The applicant was in the Individual Ready Reserve (IRR) 
effective 16 Nov 06, and remained there until he went to 
inactive status on 10 Mar 08, and later retired on 2 Jun 11.  
Therefore, he was not participating for both pay and points at 
any time after the effective date of the program, 1 Aug 09.  

Every effort was made by the Department of Defense (DoD), the 
VA, and the services to make sure that every service member 
understood the process for transferring benefits.  The VA itself 
did not have its final rules and regulations (published until 31 
Mar 09 (DVA 38 CFR part 21, Post-9/11 GI Bill).  While the rules 
and regulations were being formulated, DoD and the services were 
busy trying to build an infrastructure that could transmit the 
transfer of benefit data between DoD and the VA.  As of the 
effective date of the program got closer, the “rules of 
engagement” became clearer.

The complete A1K evaluation is at Exhibit C.

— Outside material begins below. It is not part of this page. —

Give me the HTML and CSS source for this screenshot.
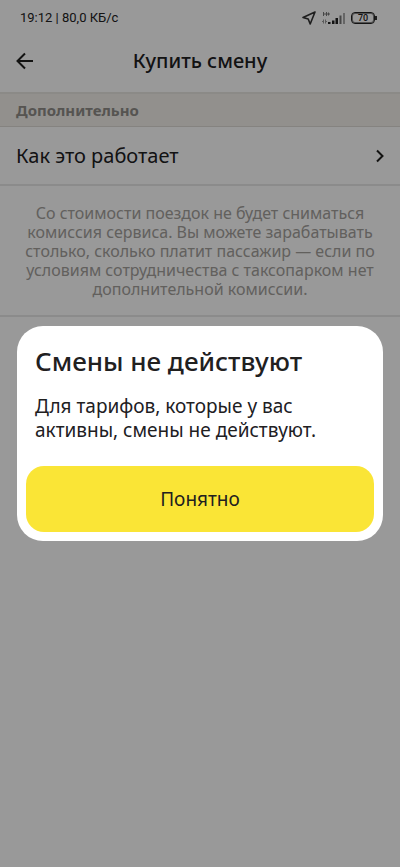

________________________________________________________________

APPLICANT'S REVIEW OF AIR FORCE EVALUATION:

A copy of the Air Force evaluation was forwarded to the 
applicant on 19 Apr 13, for review and comment within 30 days 
(Exhibit D).  As of this date, this office has not received a 
response. 

________________________________________________________________

THE BOARD CONCLUDES THAT:

1.  The applicant has exhausted all remedies provided by 
existing law or regulations.

2.  The application was not timely filed; however, it is in the 
interest of justice to excuse the failure to timely file.

3.  Insufficient relevant evidence has been presented to 
demonstrate the existence of error or injustice.  We took notice 
of the applicant’s complete submission in judging the merits of 
the case; however, we agree with the opinion and recommendation 
of the Air Force office of primary responsibility and adopt its 
rationale as the basis for our conclusion that the applicant has 
not been the victim of an error or injustice.  Therefore, in the 
absence of evidence to the contrary, we find no basis to 
recommend granting the relief sought in this application.

4.  The applicant’s case is adequately documented and it has not 
been shown that a personal appearance with or without counsel 
will materially add to our understanding of the issue(s) 
involved.  Therefore, the request for a hearing is not favorably 
considered.

________________________________________________________________

THE BOARD DETERMINES THAT:

The applicant be notified that the evidence presented did not 
demonstrate the existence of material error or injustice; that 
the application was denied without a personal appearance; and 
that the application will only be reconsidered upon the 
submission of newly discovered relevant evidence not considered 
with this application. 

________________________________________________________________

The following members of the Board considered AFBCMR BC-2013-
01354 in Executive Session on 16 Dec 23, under the provisions of 
AFI 36-2603:

	Panel Chair
	Member
	Member

The following documentary evidence was considered:

    Exhibit A.  DD Form 149, dated 14 Mar 13, w/atchs.
    Exhibit B.  Applicant’s Available Personnel Record.
    Exhibit C.  Letter, AFRC/A1K, dated 16 Apr 13.
    Exhibit D.  Letter, SAF/MRBR, dated 19 Apr 13.